Now on one side of the tracks are me, these vaguely recogniseables' and others, and on the other side is a football team. We are all here to train, it is a space utilise for gym activities (no equipment, just classes, stretching out, yoga, that sort of stuff). Now, the lass is with her Dad, she is wonderfully gorgeous, an angle forward longer-than-bob cut of thick brunette hair, around 5'9", size 10 with size 12 hips, B cup, skinny stretchy jeans, white plain tee, deep navy blue and white striped crappy cardigan with extra long arms that she had grabbed in her hands, piercing eyes chocolate brown, with a hint of darker around the outside, fading lighter in the inside towards the pupil.
The lass is with her dad, and even though we are allowed to talk, it is obvious that it is frowned upon that we interact too closely; we're holding each other's wrists, wanting to hug and make up, even though my head is telling me of the pain we've sustained previously, and what we'll be putting ourselves through once again.
Eventually the class starts with the arrival of an instructor our side, and a coach on the football side.
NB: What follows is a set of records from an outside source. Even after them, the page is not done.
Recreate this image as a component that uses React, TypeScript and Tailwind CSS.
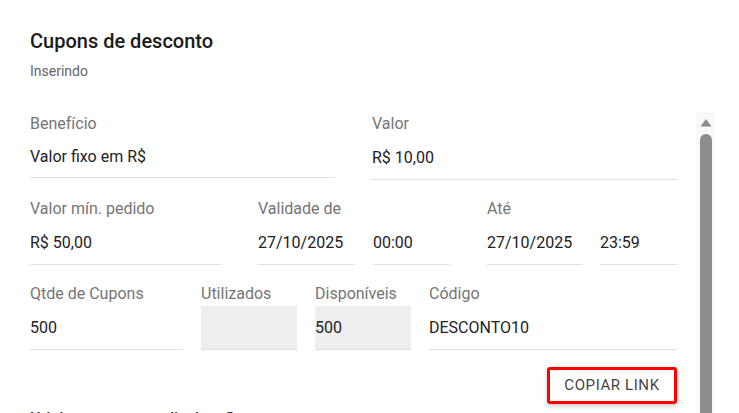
import React from 'react'

const font = { fontFamily: 'Roboto, "Liberation Sans", Arial, sans-serif' }

function Label({ children }: { children?: React.ReactNode }) {
  return (
    <div className="h-5 leading-5 mb-[2px] text-base text-[#757575] whitespace-nowrap">
      {children}
    </div>
  )
}

function Input({ value, disabled, short }: { value?: string; disabled?: boolean; short?: boolean }) {
  return (
    <div
      className={`${short ? 'h-[42px]' : 'h-[44px]'} flex items-center border-b border-[#e0e0e0] text-base leading-5 text-[#222] whitespace-nowrap ${
        disabled ? 'bg-[#eeeeee]' : ''
      }`}
    >
      {value}
    </div>
  )
}

function Field({ label, value, disabled, short }: { label: string; value?: string; disabled?: boolean; short?: boolean }) {
  return (
    <div>
      <Label>{label}</Label>
      <Input value={value} disabled={disabled} short={short} />
    </div>
  )
}

function DateTime({ label, date, time }: { label: string; date: string; time: string }) {
  return (
    <div>
      <Label>{label}</Label>
      <div className="grid grid-cols-[1fr_77px] gap-[18px]">
        <Input value={date} />
        <Input value={time} />
      </div>
    </div>
  )
}

export default function App() {
  return (
    <div className="w-[739px] h-[413px] overflow-hidden bg-white" style={font}>
      {/* Cabeçalho */}
      <div className="pl-[30px] pt-[29px]">
        <h1 className="text-[20px] leading-6 font-medium text-[#1a1a1a]">Cupons de desconto</h1>
        <p className="mt-2 text-sm leading-5 text-[#666]">Inserindo</p>
      </div>

      <div className="flex mt-[31px]">
        {/* Formulário */}
        <div className="w-[647px] ml-[30px] pt-[2px]">
          <div className="grid grid-cols-2 gap-[37px]">
            <Field label="Benefício" value="Valor fixo em R$" short />
            <Field label="Valor" value="R$ 10,00" />
          </div>

          <div className="grid grid-cols-[191px_192px_1fr] gap-[37px] mt-[19px]">
            <Field label="Valor mín. pedido" value="R$ 50,00" />
            <DateTime label="Validade de" date="27/10/2025" time="00:00" />
            <DateTime label="Até" date="27/10/2025" time="23:59" />
          </div>

          <div className="grid grid-cols-[153px_96px_96px_1fr] gap-[18px] mt-[19px]">
            <Field label="Qtde de Cupons" value="500" />
            <Field label="Utilizados" disabled />
            <Field label="Disponíveis" value="500" disabled />
            <Field label="Código" value="DESCONTO10" />
          </div>

          <div className="flex justify-end mt-[17px]">
            <button className="w-[130px] h-[37px] flex items-center justify-center border-[3px] border-[#ff0000] rounded-[3px] bg-white text-[15px] tracking-[0.04em] text-[#444] uppercase shadow-[0_2px_5px_rgba(0,0,0,0.22)]">
              Copiar link
            </button>
          </div>

          <h2 className="mt-[5px] text-base leading-5 font-medium text-[#333]">Url do cupom para divulgação</h2>
        </div>

        {/* Barra de rolagem */}
        <div className="ml-[19px] w-[19px] h-[301px] bg-[#f9f9f9] pt-[6px] pl-[4px] flex flex-col">
          <svg width="12" height="9" viewBox="0 0 12 9" className="block">
            <path d="M6 1 L11.5 8.5 L0.5 8.5 Z" fill="#8c8c8c" />
          </svg>
          <div className="mt-[7px] w-[12px] flex-1 bg-[#8c8c8c] rounded-t-[6px]" />
        </div>
      </div>
    </div>
  )
}
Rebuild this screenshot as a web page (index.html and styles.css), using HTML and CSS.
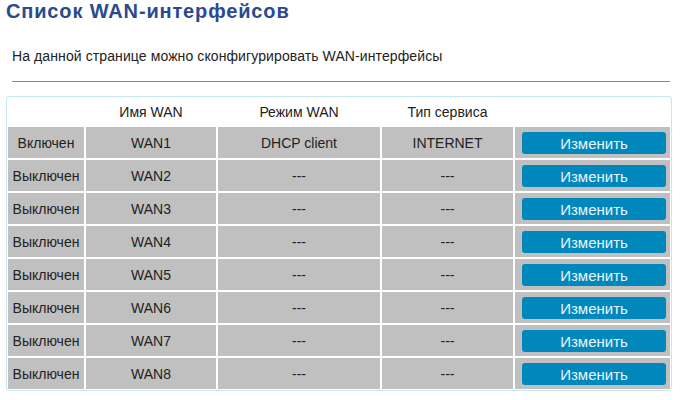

This is the slightly more harrowing side to it all, in that part way through stretching out, the lass spots an old acquaintance in the football side, he comes across, they eventually hit it off, and I am distraught beyond belief, I had once again put all my eggs into one basket insufferably hoping that she'd take me back. The pain shines through, her eyes show that she knows what I'm going through, but she turns away to kiss this boy. I am distraught. The class carries on, I have nowhere to stretch, so reluctantly do so next to her, hoping to catch her attention possibly. She looks my way, puzzle whilst sat stretching towards her foot, and I give her a 'there's nowhere else to go' look. Eventually there's another break, Jason walks by and I say 'we're going out tonight', and he simply sniggers and says 'ok', and that's the end.
I woke up completely nerve wracked, tired, apprehensive, and ultimately wary of everyone and everything. I wrote this the instant I woke, rather than forgetting it going to the train, so now it's time to head for it.